Writes Gezari, “It was important for soldiers to understand Afghan culture so they wouldn’t needlessly offend people.” I couldn’t help but find such a notion to be boilerplate preposterous. What could be more offensive to a people than invading, bombing, killing, torturing, occupying, setting up checkpoints, interrogating, and detaining them? Would any intelligent person expect that observing cultural niceties afterwards could win over the people?
Gezari notes that HTS failed: “… too often, they [the US soldiers] detained and killed the wrong people, alienation others and fueling the insurgency.” This wording assumes the American soldiers are the “good guys” and that there are a right people to kill. Furthermore, it implies that the government under an occupation is legitimate. This is another example of the propagandic language the flows through the entire book.
Another piece of blatant propaganda was Gezari describing the invasion of tiny Grenada “in Operation Urgent Fury, [as] one of the Cold war’s most celebrated combat missions.” Really? Isn’t this akin to a high school bully hailing his knock out of a kindergarten pupil?

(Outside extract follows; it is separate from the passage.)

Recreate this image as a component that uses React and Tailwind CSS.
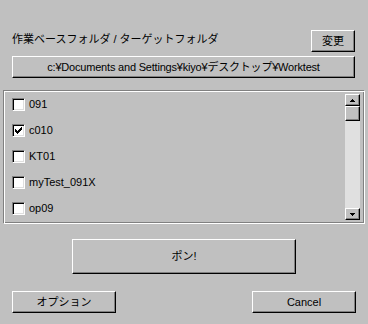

Gezari also misses an obvious case of cultural insensitivity when she writes of the murder of a Red Cross staff member, noting the Red Cross’s “commitment to neutrality.” However, the cross is not a neutral symbol, and it especially will not be viewed as such in a predominantly Muslim country.
Loyd is a tragic victim of The Tender Solider. She was “not opposed to the war, but neither was she blind to the shortcomings of the U.S. Military.” Shortcomings? Isn’t that an extremely euphemistic way to describe massacres elsewhere acknowledged in the book? Gezari does not hide some of the “shortcomings” of the US military, but her wording throughout the book points sharply to contradictions in her work.
The Human Terrain Team (HTT) advised soldiers: “Don’t treat the locals badly…. You’re just going to make enemies.” My only response to that piece of sagacity: Duh! Nonetheless, Gezari writes, “The soldiers listened, trying to get their heads around this.” Man, oh man, this sounds excruciating. Nonetheless, the whole notion of winning hearts and minds after slaughtering so many people seems so in-your-face certain to stir up hatred or, at the very least, ill will that very idea of HTS to curry favor among the remaining people seems futile.
The Tender Soldier seeks to humanize the HTT members, but Gezari also shows empathy for the suffering of the Afghan people. The HTT – for all their education and training – seem way out of their depth. That they would expect Afghanis to open up to them and answer their questions just seems so far-fetched. Gezari gets this, but her sympathy is focused elsewhere.
“American soldiers in Afghanistan watched their buddies get killed and were ordered not to shoot back unless they were sure the area was clear of civilians.” The author contradicts this by writing a few sentences later that “many civilians had been killed in the [air] strikes.”
Another seeming contradiction of US militarism was the order to soldiers to “demonstrate proportionality.” This flies in the face of the Powell Doctrine to use overwhelming force. I submit that demonstrating proportionality and using overwhelming force are at epistemological loggerheads.
Gezari blames the insurgency, which she says is rooted in Pakistan: “Foreign fighters and outside moneymen were understandably more interested in promoting jihad and killing Americans than in prospects for meaningful reconciliation, and Afghan lives meant little to them.”
“[F]oreign fighters”? Surely Gezari must be aware that the borders between Afghanistan and Pakistan are an imperialist device that separated Pashtuns from each each other. And surely the criticism applies even more strongly to US (and NATO) forces in Afghanistan.
The back jacket of The Tender Soldier, which came out in August 2013, claims, “Gezari is the only journalist to have gained access to the lives of the people inside the troubled Human Terrain System, including the brilliant, ambitious figures who conceived it.” This is not factually accurate, as John Stanton’s US Army Human Terrain System 2008-2013 came out in July 2013, although this mightn’t have been known to Gezari. Stanton talks with over a hundred HTS insider sources and is much less obsequious to those figures who conceived HTS.
The Tender Solider baffles me. I do not know who the tender soldier is. There is no war. If war implies two sides with some ability to fight each other, then surely this was nothing of the sort. It was a mass invasion by the US military machine against Afghanistan. Why? Because Afghanistan wouldn’t extradite Osama bin Laden without the US providing evidence of bin Laden’s involvement in 9-11. Was this an unreasonable request? Was it worth obliterating a country? I also am left wondering as to what the sacrifice was. The HTT members were extremely well paid for their service in the face of danger.
The Tender Solider is just propaganda.